Required work: Skip the pictures and repeat each line of the data exactly.

#####

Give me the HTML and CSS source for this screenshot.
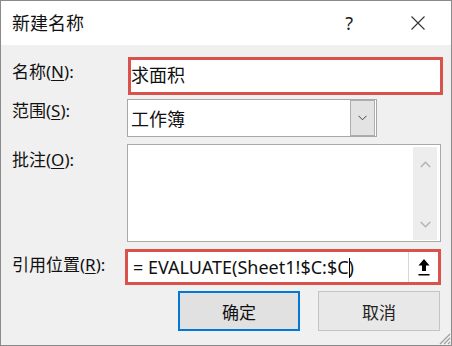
FILE: index.html
```html
<!DOCTYPE html>
<html lang="zh-CN">
<head>
  <meta charset="UTF-8">
  <title>新建名称</title>
  <link rel="stylesheet" href="styles.css">
</head>
<body>
  <div class="dialog">
    <div class="titlebar">
      <span class="title">新建名称</span>
      <span class="help">?</span>
      <svg class="close" width="14" height="14" viewBox="0 0 14 14">
        <path d="M0.5 0.5 L13.5 13.5 M13.5 0.5 L0.5 13.5" stroke="#333" stroke-width="1.1" fill="none"/>
      </svg>
    </div>

    <div class="content">
      <div class="row row-name">
        <label class="label">名称(<u>N</u>):</label>
        <div class="field field-name">求面积</div>
      </div>

      <div class="row row-scope">
        <label class="label">范围(<u>S</u>):</label>
        <div class="field field-scope">
          <span>工作簿</span>
          <span class="dropdown">
            <svg width="9" height="6" viewBox="0 0 9 6"><path d="M0.5 0.8 L4.5 4.8 L8.5 0.8" stroke="#444" stroke-width="1" fill="none"/></svg>
          </span>
        </div>
      </div>

      <div class="row row-note">
        <label class="label">批注(<u>O</u>):</label>
        <div class="field field-note">
          <div class="scrollbar">
            <svg width="11" height="7" viewBox="0 0 11 7"><path d="M0.8 6 L5.5 1.3 L10.2 6" stroke="#b4b4b4" stroke-width="1.6" fill="none"/></svg>
            <svg width="11" height="7" viewBox="0 0 11 7"><path d="M0.8 1 L5.5 5.7 L10.2 1" stroke="#b4b4b4" stroke-width="1.6" fill="none"/></svg>
          </div>
        </div>
      </div>

      <div class="row row-ref">
        <label class="label">引用位置(<u>R</u>):</label>
        <div class="field field-ref">
          <span class="formula">= EVALUATE(Sheet1!$C:$C<span class="caret"></span>)</span>
          <span class="collapse">
            <svg width="12" height="17" viewBox="0 0 12 17">
              <path d="M6 0 L11.5 6.5 L8 6.5 L8 12 L4 12 L4 6.5 L0.5 6.5 Z" fill="#000"/>
              <rect x="0.5" y="15" width="11" height="1.5" fill="#000"/>
            </svg>
          </span>
        </div>
      </div>

      <div class="actions">
        <button class="btn btn-ok">确定</button>
        <button class="btn btn-cancel">取消</button>
      </div>
    </div>

    <svg class="grip" width="13" height="13" viewBox="0 0 13 13">
      <path d="M12 2 L2 12 M12 6 L6 12 M12 10 L10 12" stroke="#a0a0a0" stroke-width="1.2"/>
    </svg>
  </div>
</body>
</html>
```

FILE: styles.css
```css
body {
    margin: 0;
    font-family: "Noto Sans", "Noto Sans CJK SC", sans-serif;
    color: #111;
}
.dialog {
    position: relative;
    width: 452px;
    height: 346px;
    box-sizing: border-box;
    border: 1px solid #8a8a8a;
    background: #f0f0f0;
    overflow: hidden;
}
.titlebar {
    height: 44px;
    background: #fff;
    display: flex;
    align-items: center;
    padding: 0 26px 0 11px;
}
.title {
    font-size: 18px;
    line-height: 24px;
}
.help {
    margin-left: auto;
    font-size: 18px;
    line-height: 24px;
    color: #222;
}
.close {
    margin-left: 58px;
}
.content {
    padding: 12px 0 0 11px;
}
.row {
    display: flex;
    align-items: flex-start;
}
.label {
    width: 115px;
    font-size: 17px;
    line-height: 22px;
}
.label u {
    text-underline-offset: 2px;
}
.field {
    box-sizing: border-box;
    background: #fff;
}
.row-name .label {
    width: 116px;
    padding-top: 4px;
}
.field-name {
    width: 315px;
    height: 38px;
    border: 3px solid #d9534c;
    font-size: 18px;
    line-height: 31px;
}
.row-scope {
    margin-top: 4px;
}
.row-scope .label {
    padding-top: 1px;
}
.field-scope {
    width: 250px;
    height: 38px;
    border: 1px solid #a8a8a8;
    display: flex;
    align-items: center;
    padding-left: 3px;
    font-size: 18px;
}
.dropdown {
    margin-left: auto;
    margin-right: 1px;
    width: 25px;
    height: 36px;
    box-sizing: border-box;
    border: 1px solid #adadad;
    background: #e3e3e3;
    display: flex;
    align-items: center;
    justify-content: center;
}
.row-note {
    margin-top: 7px;
}
.row-note .label {
    padding-top: 5px;
}
.field-note {
    width: 314px;
    height: 98px;
    border: 1px solid #a9a9a9;
    display: flex;
    justify-content: flex-end;
    padding: 2px 3px 1px 0;
}
.scrollbar {
    width: 24px;
    background: #ededed;
    display: flex;
    flex-direction: column;
    align-items: center;
    justify-content: space-between;
    padding: 14px 0 12px;
    box-sizing: border-box;
}
.row-ref {
    margin-top: 7px;
}
.row-ref .label {
    width: 113px;
    padding-top: 5px;
}
.field-ref {
    width: 316px;
    height: 36px;
    border: 3px solid #d9534c;
    display: flex;
}
.formula {
    padding-left: 5px;
    font-size: 18px;
    line-height: 30px;
}
.caret {
    display: inline-block;
    width: 1px;
    height: 20px;
    background: #000;
    vertical-align: -4px;
    margin-right: -1px;
}
.collapse {
    margin-left: auto;
    width: 29px;
    border-left: 1px solid #d6d6d6;
    display: flex;
    align-items: center;
    justify-content: center;
}
.actions {
    display: flex;
    justify-content: flex-end;
    gap: 18px;
    padding-right: 11px;
    margin-top: 6px;
}
.btn {
    width: 122px;
    height: 40px;
    box-sizing: border-box;
    font-family: "Noto Sans CJK SC", sans-serif;
    font-size: 17px;
    color: #111;
    padding: 0;
}
.btn-ok {
    background: #e1e1e1;
    border: 2px solid #0078d7;
}
.btn-cancel {
    background: #e8e8e8;
    border: 1px solid #c4c4c4;
    color: #222;
}
.grip {
    position: absolute;
    right: 0;
    bottom: 0;
}
```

#####

Worked answer:
Give me the HTML and CSS source for this screenshot.
FILE: index.html
```html
<!DOCTYPE html>
<html lang="zh-CN">
<head>
  <meta charset="UTF-8">
  <title>新建名称</title>
  <link rel="stylesheet" href="styles.css">
</head>
<body>
  <div class="dialog">
    <div class="titlebar">
      <span class="title">新建名称</span>
      <span class="help">?</span>
      <svg class="close" width="14" height="14" viewBox="0 0 14 14">
        <path d="M0.5 0.5 L13.5 13.5 M13.5 0.5 L0.5 13.5" stroke="#333" stroke-width="1.1" fill="none"/>
      </svg>
    </div>

    <div class="content">
      <div class="row row-name">
        <label class="label">名称(<u>N</u>):</label>
        <div class="field field-name">求面积</div>
      </div>

      <div class="row row-scope">
        <label class="label">范围(<u>S</u>):</label>
        <div class="field field-scope">
          <span>工作簿</span>
          <span class="dropdown">
            <svg width="9" height="6" viewBox="0 0 9 6"><path d="M0.5 0.8 L4.5 4.8 L8.5 0.8" stroke="#444" stroke-width="1" fill="none"/></svg>
          </span>
        </div>
      </div>

      <div class="row row-note">
        <label class="label">批注(<u>O</u>):</label>
        <div class="field field-note">
          <div class="scrollbar">
            <svg width="11" height="7" viewBox="0 0 11 7"><path d="M0.8 6 L5.5 1.3 L10.2 6" stroke="#b4b4b4" stroke-width="1.6" fill="none"/></svg>
            <svg width="11" height="7" viewBox="0 0 11 7"><path d="M0.8 1 L5.5 5.7 L10.2 1" stroke="#b4b4b4" stroke-width="1.6" fill="none"/></svg>
          </div>
        </div>
      </div>

      <div class="row row-ref">
        <label class="label">引用位置(<u>R</u>):</label>
        <div class="field field-ref">
          <span class="formula">= EVALUATE(Sheet1!$C:$C<span class="caret"></span>)</span>
          <span class="collapse">
            <svg width="12" height="17" viewBox="0 0 12 17">
              <path d="M6 0 L11.5 6.5 L8 6.5 L8 12 L4 12 L4 6.5 L0.5 6.5 Z" fill="#000"/>
              <rect x="0.5" y="15" width="11" height="1.5" fill="#000"/>
            </svg>
          </span>
        </div>
      </div>

      <div class="actions">
        <button class="btn btn-ok">确定</button>
        <button class="btn btn-cancel">取消</button>
      </div>
    </div>

    <svg class="grip" width="13" height="13" viewBox="0 0 13 13">
      <path d="M12 2 L2 12 M12 6 L6 12 M12 10 L10 12" stroke="#a0a0a0" stroke-width="1.2"/>
    </svg>
  </div>
</body>
</html>
```

FILE: styles.css
```css
body {
    margin: 0;
    font-family: "Noto Sans", "Noto Sans CJK SC", sans-serif;
    color: #111;
}
.dialog {
    position: relative;
    width: 452px;
    height: 346px;
    box-sizing: border-box;
    border: 1px solid #8a8a8a;
    background: #f0f0f0;
    overflow: hidden;
}
.titlebar {
    height: 44px;
    background: #fff;
    display: flex;
    align-items: center;
    padding: 0 26px 0 11px;
}
.title {
    font-size: 18px;
    line-height: 24px;
}
.help {
    margin-left: auto;
    font-size: 18px;
    line-height: 24px;
    color: #222;
}
.close {
    margin-left: 58px;
}
.content {
    padding: 12px 0 0 11px;
}
.row {
    display: flex;
    align-items: flex-start;
}
.label {
    width: 115px;
    font-size: 17px;
    line-height: 22px;
}
.label u {
    text-underline-offset: 2px;
}
.field {
    box-sizing: border-box;
    background: #fff;
}
.row-name .label {
    width: 116px;
    padding-top: 4px;
}
.field-name {
    width: 315px;
    height: 38px;
    border: 3px solid #d9534c;
    font-size: 18px;
    line-height: 31px;
}
.row-scope {
    margin-top: 4px;
}
.row-scope .label {
    padding-top: 1px;
}
.field-scope {
    width: 250px;
    height: 38px;
    border: 1px solid #a8a8a8;
    display: flex;
    align-items: center;
    padding-left: 3px;
    font-size: 18px;
}
.dropdown {
    margin-left: auto;
    margin-right: 1px;
    width: 25px;
    height: 36px;
    box-sizing: border-box;
    border: 1px solid #adadad;
    background: #e3e3e3;
    display: flex;
    align-items: center;
    justify-content: center;
}
.row-note {
    margin-top: 7px;
}
.row-note .label {
    padding-top: 5px;
}
.field-note {
    width: 314px;
    height: 98px;
    border: 1px solid #a9a9a9;
    display: flex;
    justify-content: flex-end;
    padding: 2px 3px 1px 0;
}
.scrollbar {
    width: 24px;
    background: #ededed;
    display: flex;
    flex-direction: column;
    align-items: center;
    justify-content: space-between;
    padding: 14px 0 12px;
    box-sizing: border-box;
}
.row-ref {
    margin-top: 7px;
}
.row-ref .label {
    width: 113px;
    padding-top: 5px;
}
.field-ref {
    width: 316px;
    height: 36px;
    border: 3px solid #d9534c;
    display: flex;
}
.formula {
    padding-left: 5px;
    font-size: 18px;
    line-height: 30px;
}
.caret {
    display: inline-block;
    width: 1px;
    height: 20px;
    background: #000;
    vertical-align: -4px;
    margin-right: -1px;
}
.collapse {
    margin-left: auto;
    width: 29px;
    border-left: 1px solid #d6d6d6;
    display: flex;
    align-items: center;
    justify-content: center;
}
.actions {
    display: flex;
    justify-content: flex-end;
    gap: 18px;
    padding-right: 11px;
    margin-top: 6px;
}
.btn {
    width: 122px;
    height: 40px;
    box-sizing: border-box;
    font-family: "Noto Sans CJK SC", sans-serif;
    font-size: 17px;
    color: #111;
    padding: 0;
}
.btn-ok {
    background: #e1e1e1;
    border: 2px solid #0078d7;
}
.btn-cancel {
    background: #e8e8e8;
    border: 1px solid #c4c4c4;
    color: #222;
}
.grip {
    position: absolute;
    right: 0;
    bottom: 0;
}
```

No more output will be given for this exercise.